* TO DO: Retype verbatim only the lines below, starting at the one that contains "Convert this screenshot" and ending at the one that contains "<S.Title>신규등록</S.Title>". Pictures are excluded from the copy.

** start of RECORDED INFORMATION **

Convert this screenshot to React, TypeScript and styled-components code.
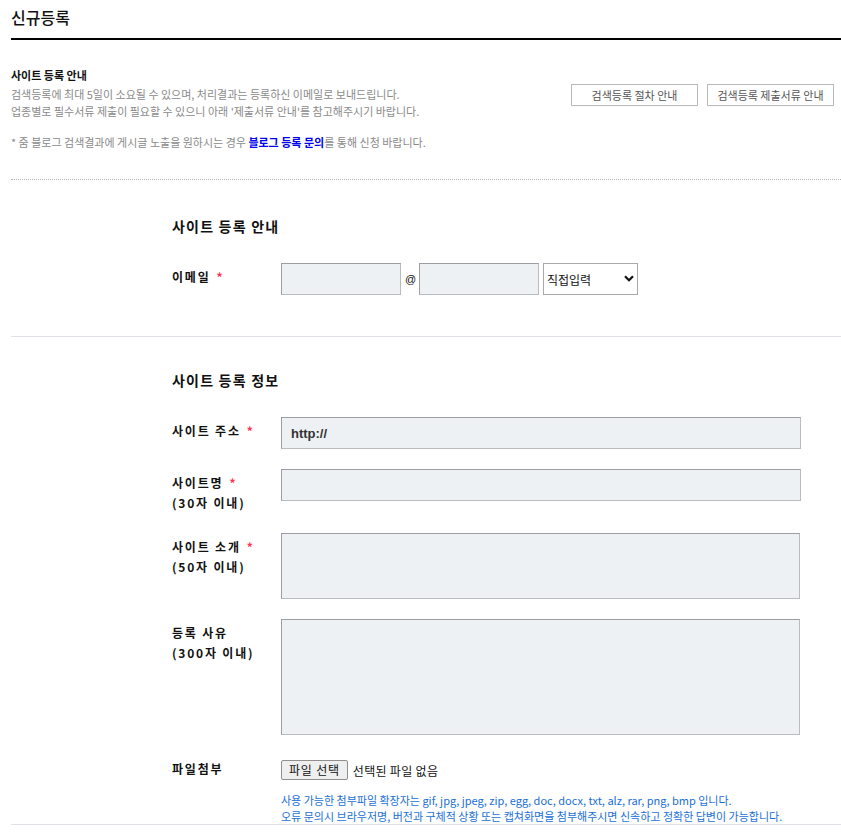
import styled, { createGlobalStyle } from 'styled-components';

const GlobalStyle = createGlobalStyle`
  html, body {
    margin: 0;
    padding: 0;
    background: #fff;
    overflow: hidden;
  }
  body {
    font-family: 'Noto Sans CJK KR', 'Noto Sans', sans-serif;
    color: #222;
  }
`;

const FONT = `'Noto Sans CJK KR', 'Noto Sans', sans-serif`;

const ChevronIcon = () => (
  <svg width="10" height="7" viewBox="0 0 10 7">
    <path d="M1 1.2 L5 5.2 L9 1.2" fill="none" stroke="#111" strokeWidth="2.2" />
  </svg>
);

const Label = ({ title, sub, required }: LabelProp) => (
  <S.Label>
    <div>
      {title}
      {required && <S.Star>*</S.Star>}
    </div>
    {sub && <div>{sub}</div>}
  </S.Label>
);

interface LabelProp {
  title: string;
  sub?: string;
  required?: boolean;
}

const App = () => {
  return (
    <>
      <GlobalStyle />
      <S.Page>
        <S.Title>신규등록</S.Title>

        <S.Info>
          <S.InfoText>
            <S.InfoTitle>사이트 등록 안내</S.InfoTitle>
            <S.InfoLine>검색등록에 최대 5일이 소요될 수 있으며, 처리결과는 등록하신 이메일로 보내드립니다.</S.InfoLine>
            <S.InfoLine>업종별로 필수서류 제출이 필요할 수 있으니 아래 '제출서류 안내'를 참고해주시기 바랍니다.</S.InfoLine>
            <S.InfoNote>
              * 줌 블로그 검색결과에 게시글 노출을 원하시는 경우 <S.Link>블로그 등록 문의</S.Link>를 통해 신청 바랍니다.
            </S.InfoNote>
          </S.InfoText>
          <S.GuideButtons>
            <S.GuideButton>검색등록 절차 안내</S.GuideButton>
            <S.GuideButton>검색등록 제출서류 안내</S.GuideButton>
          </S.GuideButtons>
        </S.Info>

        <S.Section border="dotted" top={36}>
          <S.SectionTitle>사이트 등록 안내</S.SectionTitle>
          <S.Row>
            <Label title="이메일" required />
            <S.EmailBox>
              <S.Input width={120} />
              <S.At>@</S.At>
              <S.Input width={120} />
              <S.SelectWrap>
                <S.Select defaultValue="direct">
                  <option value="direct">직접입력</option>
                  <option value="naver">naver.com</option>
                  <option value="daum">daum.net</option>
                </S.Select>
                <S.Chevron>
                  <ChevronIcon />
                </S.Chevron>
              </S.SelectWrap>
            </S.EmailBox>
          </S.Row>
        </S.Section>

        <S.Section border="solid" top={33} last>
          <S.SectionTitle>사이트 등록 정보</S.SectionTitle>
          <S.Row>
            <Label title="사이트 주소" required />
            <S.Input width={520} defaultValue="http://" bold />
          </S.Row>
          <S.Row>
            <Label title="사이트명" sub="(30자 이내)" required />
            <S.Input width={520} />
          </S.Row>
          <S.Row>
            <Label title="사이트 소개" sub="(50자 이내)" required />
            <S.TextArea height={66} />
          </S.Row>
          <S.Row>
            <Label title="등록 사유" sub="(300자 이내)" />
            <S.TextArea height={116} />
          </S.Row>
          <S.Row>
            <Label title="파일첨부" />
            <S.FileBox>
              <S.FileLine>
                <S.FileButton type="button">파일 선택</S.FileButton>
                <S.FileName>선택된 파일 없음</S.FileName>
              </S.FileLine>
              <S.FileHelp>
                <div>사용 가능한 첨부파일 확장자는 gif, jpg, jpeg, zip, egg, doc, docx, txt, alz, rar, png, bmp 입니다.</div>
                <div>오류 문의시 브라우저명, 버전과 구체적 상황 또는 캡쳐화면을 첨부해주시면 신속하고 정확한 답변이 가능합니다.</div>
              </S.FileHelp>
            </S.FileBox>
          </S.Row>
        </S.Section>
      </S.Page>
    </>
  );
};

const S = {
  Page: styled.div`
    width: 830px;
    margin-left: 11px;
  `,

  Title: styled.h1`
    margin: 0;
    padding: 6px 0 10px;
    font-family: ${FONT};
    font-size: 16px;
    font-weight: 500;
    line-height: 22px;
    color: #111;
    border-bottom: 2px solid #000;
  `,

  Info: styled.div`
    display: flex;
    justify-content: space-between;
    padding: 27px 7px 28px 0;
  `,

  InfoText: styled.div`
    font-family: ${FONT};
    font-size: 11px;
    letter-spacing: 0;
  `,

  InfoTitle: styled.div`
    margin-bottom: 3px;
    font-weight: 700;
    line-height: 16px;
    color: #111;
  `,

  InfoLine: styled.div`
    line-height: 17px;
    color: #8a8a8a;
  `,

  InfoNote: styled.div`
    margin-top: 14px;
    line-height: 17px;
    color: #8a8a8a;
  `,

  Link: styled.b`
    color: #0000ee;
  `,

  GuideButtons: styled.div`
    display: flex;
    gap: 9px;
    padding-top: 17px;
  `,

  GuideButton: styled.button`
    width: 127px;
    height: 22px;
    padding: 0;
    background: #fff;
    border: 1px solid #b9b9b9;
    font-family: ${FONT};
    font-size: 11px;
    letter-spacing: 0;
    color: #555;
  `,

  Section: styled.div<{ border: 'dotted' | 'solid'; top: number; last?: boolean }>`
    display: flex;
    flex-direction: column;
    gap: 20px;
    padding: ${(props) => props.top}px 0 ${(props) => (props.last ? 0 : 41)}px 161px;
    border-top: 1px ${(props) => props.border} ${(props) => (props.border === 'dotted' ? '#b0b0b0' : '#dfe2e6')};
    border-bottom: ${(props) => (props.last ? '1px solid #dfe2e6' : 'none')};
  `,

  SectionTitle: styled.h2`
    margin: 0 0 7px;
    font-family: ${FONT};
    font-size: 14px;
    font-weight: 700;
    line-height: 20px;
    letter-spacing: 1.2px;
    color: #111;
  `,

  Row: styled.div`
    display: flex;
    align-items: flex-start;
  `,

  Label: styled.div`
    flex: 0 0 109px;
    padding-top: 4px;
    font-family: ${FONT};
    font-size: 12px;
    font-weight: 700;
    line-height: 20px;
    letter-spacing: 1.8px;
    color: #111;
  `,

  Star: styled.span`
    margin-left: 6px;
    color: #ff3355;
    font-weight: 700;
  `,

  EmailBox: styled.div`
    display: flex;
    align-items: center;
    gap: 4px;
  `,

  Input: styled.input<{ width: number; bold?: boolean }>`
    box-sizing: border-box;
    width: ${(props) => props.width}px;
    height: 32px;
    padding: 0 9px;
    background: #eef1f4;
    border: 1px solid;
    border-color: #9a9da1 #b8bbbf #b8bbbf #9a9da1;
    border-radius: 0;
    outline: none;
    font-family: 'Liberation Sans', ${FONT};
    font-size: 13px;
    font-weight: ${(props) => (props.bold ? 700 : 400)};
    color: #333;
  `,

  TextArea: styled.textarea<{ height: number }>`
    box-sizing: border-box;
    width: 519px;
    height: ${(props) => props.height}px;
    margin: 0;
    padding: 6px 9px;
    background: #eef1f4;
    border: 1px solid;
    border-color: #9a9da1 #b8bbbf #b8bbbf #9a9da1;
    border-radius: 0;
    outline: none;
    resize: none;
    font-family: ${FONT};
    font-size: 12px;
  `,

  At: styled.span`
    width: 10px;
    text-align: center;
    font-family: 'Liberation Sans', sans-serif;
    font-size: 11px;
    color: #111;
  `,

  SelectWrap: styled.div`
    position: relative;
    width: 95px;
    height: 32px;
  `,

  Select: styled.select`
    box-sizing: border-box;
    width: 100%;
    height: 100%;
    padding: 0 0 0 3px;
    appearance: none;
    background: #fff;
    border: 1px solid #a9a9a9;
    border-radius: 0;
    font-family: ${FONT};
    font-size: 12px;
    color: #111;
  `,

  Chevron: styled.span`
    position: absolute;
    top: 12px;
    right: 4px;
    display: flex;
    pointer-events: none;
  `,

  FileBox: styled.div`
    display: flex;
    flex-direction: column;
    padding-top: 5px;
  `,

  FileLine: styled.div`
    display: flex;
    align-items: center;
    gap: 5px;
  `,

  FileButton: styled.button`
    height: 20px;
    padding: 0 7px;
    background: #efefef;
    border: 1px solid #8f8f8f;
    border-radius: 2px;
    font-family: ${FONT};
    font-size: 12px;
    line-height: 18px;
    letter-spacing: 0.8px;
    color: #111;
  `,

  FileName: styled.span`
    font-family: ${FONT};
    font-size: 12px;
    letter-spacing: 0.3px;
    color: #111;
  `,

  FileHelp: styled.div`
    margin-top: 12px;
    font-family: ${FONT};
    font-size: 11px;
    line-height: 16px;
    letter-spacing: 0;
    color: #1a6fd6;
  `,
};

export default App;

** end of RECORDED INFORMATION **
** start of RECORDED INFORMATION **

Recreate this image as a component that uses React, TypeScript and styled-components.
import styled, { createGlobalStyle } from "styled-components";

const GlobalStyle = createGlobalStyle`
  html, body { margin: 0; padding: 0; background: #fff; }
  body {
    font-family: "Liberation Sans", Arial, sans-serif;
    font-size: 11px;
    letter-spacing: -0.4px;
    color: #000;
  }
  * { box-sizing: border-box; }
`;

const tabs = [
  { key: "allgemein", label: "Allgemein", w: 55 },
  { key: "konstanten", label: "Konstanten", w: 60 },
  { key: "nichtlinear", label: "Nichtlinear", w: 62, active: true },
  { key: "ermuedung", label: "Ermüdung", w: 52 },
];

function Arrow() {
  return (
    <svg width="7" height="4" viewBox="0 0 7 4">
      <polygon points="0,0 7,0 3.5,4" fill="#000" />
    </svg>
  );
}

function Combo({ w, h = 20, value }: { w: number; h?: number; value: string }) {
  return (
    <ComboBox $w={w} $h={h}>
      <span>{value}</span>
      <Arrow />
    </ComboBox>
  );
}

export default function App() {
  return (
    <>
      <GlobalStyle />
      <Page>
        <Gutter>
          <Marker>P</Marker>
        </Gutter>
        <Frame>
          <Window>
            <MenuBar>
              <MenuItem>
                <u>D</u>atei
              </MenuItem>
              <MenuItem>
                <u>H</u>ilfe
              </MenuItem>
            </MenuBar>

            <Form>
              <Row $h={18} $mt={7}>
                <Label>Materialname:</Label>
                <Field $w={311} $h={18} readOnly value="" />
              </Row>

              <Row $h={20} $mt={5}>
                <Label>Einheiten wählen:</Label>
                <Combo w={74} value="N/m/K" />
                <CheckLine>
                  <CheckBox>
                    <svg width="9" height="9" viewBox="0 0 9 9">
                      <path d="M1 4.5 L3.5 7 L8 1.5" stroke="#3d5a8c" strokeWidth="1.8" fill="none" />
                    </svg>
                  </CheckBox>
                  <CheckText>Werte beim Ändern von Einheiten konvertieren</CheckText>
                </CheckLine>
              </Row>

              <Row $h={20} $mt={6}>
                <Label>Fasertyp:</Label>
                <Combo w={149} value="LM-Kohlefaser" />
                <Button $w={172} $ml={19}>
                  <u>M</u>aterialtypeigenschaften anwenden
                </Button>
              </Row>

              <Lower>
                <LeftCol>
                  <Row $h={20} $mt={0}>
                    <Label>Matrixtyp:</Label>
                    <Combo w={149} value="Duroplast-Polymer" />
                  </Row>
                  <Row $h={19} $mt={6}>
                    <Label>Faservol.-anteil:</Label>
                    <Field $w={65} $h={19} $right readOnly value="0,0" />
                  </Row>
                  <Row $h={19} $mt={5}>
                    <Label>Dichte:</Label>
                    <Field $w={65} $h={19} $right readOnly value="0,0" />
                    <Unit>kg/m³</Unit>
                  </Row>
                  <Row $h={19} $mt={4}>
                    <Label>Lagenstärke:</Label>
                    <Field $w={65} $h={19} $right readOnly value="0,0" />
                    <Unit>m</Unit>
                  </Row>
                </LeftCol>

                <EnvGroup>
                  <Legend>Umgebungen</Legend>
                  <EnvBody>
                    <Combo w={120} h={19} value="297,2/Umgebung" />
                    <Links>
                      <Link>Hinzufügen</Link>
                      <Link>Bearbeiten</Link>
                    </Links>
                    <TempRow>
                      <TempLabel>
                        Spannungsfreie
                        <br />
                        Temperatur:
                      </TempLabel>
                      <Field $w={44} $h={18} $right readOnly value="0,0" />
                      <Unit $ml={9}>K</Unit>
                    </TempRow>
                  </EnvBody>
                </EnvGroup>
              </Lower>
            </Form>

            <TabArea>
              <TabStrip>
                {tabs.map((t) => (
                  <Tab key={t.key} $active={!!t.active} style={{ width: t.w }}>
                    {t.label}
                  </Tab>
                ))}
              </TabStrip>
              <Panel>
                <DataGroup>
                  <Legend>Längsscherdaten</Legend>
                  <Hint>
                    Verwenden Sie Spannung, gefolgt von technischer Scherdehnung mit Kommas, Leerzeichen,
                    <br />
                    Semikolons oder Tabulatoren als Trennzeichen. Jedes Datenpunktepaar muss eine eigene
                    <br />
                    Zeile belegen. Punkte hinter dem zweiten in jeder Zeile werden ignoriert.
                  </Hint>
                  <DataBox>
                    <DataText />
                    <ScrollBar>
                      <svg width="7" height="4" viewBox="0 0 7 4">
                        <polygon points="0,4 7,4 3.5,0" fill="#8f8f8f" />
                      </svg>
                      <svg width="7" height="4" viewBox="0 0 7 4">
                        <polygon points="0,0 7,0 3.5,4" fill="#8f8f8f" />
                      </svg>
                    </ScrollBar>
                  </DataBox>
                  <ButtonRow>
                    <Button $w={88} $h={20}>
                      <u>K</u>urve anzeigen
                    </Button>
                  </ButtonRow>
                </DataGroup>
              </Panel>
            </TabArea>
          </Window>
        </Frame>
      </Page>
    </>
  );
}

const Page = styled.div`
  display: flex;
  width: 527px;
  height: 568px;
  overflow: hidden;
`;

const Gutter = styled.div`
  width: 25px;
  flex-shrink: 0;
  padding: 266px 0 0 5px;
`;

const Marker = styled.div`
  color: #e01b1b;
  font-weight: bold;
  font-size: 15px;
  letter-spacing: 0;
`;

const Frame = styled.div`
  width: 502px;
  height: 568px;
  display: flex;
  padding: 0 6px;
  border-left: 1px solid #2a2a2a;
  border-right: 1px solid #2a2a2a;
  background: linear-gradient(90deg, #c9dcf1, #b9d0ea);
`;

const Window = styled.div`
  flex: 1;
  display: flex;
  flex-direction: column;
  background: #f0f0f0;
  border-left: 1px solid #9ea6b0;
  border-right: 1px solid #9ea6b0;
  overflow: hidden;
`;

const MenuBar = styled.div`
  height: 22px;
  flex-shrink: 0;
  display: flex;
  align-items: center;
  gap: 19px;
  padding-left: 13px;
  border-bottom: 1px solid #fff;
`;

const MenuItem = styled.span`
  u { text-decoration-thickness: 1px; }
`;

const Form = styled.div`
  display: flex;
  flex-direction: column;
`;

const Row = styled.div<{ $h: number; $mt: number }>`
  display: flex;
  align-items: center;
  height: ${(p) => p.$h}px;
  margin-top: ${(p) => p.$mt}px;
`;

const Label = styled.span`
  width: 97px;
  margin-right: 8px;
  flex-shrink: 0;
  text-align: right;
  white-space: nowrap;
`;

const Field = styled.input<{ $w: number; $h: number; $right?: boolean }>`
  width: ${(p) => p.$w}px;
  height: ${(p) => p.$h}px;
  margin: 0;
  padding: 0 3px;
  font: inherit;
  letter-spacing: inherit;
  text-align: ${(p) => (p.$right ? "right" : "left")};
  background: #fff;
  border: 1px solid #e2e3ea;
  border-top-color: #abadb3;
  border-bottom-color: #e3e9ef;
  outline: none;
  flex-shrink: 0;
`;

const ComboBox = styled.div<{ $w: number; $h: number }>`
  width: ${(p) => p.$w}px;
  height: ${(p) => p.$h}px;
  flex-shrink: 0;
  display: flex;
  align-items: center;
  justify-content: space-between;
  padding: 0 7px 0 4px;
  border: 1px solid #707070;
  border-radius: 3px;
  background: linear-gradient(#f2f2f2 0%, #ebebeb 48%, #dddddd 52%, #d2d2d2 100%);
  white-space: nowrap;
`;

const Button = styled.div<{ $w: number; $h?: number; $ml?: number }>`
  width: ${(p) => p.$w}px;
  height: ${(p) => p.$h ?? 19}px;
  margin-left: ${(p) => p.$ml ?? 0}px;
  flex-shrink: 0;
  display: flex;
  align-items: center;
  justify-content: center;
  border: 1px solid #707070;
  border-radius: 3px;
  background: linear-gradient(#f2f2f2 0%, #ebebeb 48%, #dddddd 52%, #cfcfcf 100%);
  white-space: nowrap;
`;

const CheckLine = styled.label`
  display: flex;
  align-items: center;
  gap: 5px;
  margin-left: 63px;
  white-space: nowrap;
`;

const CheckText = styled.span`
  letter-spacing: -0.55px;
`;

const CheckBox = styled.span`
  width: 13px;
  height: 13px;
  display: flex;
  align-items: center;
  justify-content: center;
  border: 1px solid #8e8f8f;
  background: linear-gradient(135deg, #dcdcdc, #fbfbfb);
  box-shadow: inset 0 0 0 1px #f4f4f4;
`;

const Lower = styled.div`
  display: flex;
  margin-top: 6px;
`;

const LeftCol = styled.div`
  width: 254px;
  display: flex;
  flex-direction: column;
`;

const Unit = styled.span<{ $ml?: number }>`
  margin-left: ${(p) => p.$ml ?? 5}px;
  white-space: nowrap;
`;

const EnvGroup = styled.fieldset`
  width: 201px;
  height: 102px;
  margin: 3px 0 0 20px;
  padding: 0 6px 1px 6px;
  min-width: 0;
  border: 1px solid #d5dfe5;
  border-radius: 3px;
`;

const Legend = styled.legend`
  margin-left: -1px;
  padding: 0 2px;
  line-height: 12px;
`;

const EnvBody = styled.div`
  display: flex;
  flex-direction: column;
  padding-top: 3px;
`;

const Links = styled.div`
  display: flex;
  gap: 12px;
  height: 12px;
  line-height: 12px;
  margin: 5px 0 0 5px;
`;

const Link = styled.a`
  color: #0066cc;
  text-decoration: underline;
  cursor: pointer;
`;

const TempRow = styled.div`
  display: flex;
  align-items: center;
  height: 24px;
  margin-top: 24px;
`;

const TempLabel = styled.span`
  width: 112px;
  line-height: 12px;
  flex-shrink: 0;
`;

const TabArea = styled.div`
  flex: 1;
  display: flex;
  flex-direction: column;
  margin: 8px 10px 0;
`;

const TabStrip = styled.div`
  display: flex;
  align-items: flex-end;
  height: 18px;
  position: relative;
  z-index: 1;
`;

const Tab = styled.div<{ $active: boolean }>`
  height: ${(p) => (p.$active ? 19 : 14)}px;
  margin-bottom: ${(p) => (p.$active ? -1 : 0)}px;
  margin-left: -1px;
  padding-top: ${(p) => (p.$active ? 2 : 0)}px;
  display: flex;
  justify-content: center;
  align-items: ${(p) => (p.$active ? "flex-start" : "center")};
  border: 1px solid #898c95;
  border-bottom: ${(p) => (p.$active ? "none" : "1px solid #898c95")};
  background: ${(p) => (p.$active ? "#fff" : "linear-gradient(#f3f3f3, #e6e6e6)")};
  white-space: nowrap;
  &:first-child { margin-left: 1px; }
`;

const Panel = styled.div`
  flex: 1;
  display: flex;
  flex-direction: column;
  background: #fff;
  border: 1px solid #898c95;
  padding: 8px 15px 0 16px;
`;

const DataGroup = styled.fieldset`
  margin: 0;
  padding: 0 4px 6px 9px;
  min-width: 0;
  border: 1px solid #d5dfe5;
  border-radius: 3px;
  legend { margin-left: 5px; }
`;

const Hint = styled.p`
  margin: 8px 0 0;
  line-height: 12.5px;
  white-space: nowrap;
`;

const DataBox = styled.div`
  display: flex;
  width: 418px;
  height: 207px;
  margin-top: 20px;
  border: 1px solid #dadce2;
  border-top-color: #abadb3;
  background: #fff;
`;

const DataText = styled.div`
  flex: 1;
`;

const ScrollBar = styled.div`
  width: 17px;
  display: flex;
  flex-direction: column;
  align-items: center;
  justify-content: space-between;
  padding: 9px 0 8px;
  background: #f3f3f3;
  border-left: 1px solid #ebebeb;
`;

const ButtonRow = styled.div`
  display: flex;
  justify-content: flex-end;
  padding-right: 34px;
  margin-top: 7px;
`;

** end of RECORDED INFORMATION **

* SOLUTION TO THIS TASK:
Convert this screenshot to React, TypeScript and styled-components code.
import styled, { createGlobalStyle } from 'styled-components';

const GlobalStyle = createGlobalStyle`
  html, body {
    margin: 0;
    padding: 0;
    background: #fff;
    overflow: hidden;
  }
  body {
    font-family: 'Noto Sans CJK KR', 'Noto Sans', sans-serif;
    color: #222;
  }
`;

const FONT = `'Noto Sans CJK KR', 'Noto Sans', sans-serif`;

const ChevronIcon = () => (
  <svg width="10" height="7" viewBox="0 0 10 7">
    <path d="M1 1.2 L5 5.2 L9 1.2" fill="none" stroke="#111" strokeWidth="2.2" />
  </svg>
);

const Label = ({ title, sub, required }: LabelProp) => (
  <S.Label>
    <div>
      {title}
      {required && <S.Star>*</S.Star>}
    </div>
    {sub && <div>{sub}</div>}
  </S.Label>
);

interface LabelProp {
  title: string;
  sub?: string;
  required?: boolean;
}

const App = () => {
  return (
    <>
      <GlobalStyle />
      <S.Page>
        <S.Title>신규등록</S.Title>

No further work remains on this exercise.